Erik, the music I'm describing just shows up unbidden in my mailbox. I'm only reviewing one of the albums I listed.
Obviously it's the job of music PR people to get the music to the reviewers in the hopes that the album(s) they're pushing will make a great impression, and will eventually show up in a magazine review. And occasionally that happens, and sometimes I really do push for a review of an album that has arrived out of nowhere. But for the most part, I already know a couple months in advance which albums I'm going to be reviewing for Paste. They send me a spreadsheet listing about 100 albums, I pick five or six of them, and then write the PR people to obtain the albums.

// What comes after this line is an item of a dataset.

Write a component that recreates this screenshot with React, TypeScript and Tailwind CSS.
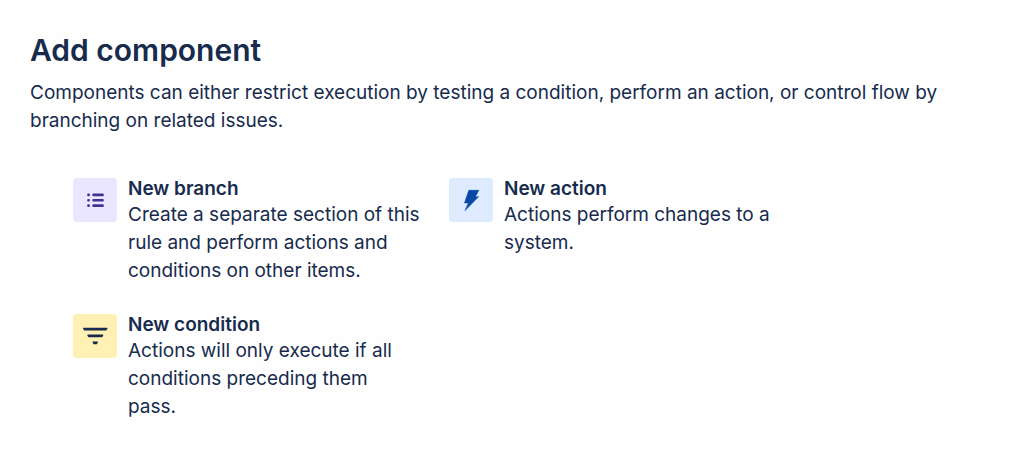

So that takes the pressure off me. I can listen to the albums that randomly show up in my mailbox if I choose to do so. Or not. I do try, but lately I've been inundated, and there's no way I can possibly listen to all of this music, let alone listen to it critically, giving each album the three or four listens that I try to devote to albums I review. And today starts another week, and there will be another avalanche of music headed my way.
Then there are the pestering e-mail messages from musical publicists, who ask, "Did you get the hot new album from insertmybandhere? What did you think?" And then there are the phone calls from the music publicists. And then there are the nice folks who find my email address and who write, "Hey, I read your stuff in Paste. I wan't to be a rock 'n roll critic. Can you tell me how to do that?" Or "We want to start a magazine. Would you be willing to write an article for us that provides guidelines on how to write a music review?"
Sometimes I don't envy me either. I feel bad that I can't answer all of these questions. But I can't.
By the way, I have it relatively easy. The folks at the Paste office in Atlanta receive, on average, about 600 albums to listen to make a review determination on for every issue. I fully understand why albums just end up dumped in the dark culvert. There aren't enough hours in the day.